Rewind: 60 Years of the Tutorial Project

Winter 2020

Johns Hopkins Tutorial Project
Photo by permission of Special Collections, Sheridan Libraries

When it first began six decades ago, the Johns Hopkins Tutorial Project was  associated with a kind of radical, activist spirit. That was largely because its founding father, celebrated university chaplain Chester Wickwire, devoted his career to promoting social justice, long before it was the popular issue it is now.

During the 1958–59 school year, Wickwire sent Johns Hopkins undergraduate students, then mostly white and male, out to tutor in neighborhoods of a deeply segregated Baltimore.
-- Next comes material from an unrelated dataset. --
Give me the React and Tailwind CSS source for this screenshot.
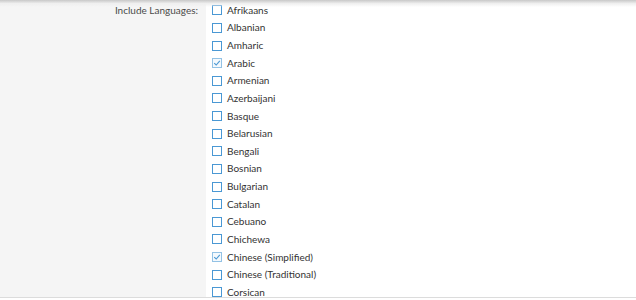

By the mid ’60s, his formalized project had hundreds of volunteers tutoring local elementary schoolers on the university’s Homewood campus.

With its origins in the civil rights era, the Tutorial Project—which celebrated its 60th anniversary last spring—is one of the oldest and longest-running campus tutoring programs in the country.

In the program’s early days, Johns Hopkins tutors visited students’ homes in Baltimore. Originally, they worked with high schoolers, before Wickwire—believing early intervention would make the most difference for at-risk students—shifted the focus to elementary school. Later, amid the civil unrest of the mid- 1960s, it was deemed more practical to transport children by bus to the Homewood campus.

At points in the 1960s, the Tutorial Project could count more than 400 volunteer tutors—not only from Johns Hopkins but also from the University of Baltimore and Goucher College, as well as the now-closed Experimental High School. The project also once included a Saturday program and a summer program.

In 1998, Wickwire, then 84 years old, was the guest of honor at the Tutorial Project’s 40th anniversary celebration. He told the Johns Hopkins Gazette at the time: “The thing about it I’m most proud of is that getting involved in the tutoring really changed the lives of the people involved. And this is what we tried to do, to relate people in a helping way to the city.”

Wickwire died a decade later, the same year his Tutorial Project turned 50.

Today, approximately 130 Johns Hopkins undergrads are working with an equal number of Baltimore elementary schoolers in twice-weekly afternoon tutoring sessions that focus on improving the kids’ math and reading skills, notes Young Song, the director of the Tutorial Project for the past 12 years. Buses pick up students from six Baltimore elementary schools, while other students arrive on their own by car.

Song says the Tutorial Project is one of the most consistently popular extracurricular options at Johns Hopkins and, for many, a defining experience of their undergraduate lives.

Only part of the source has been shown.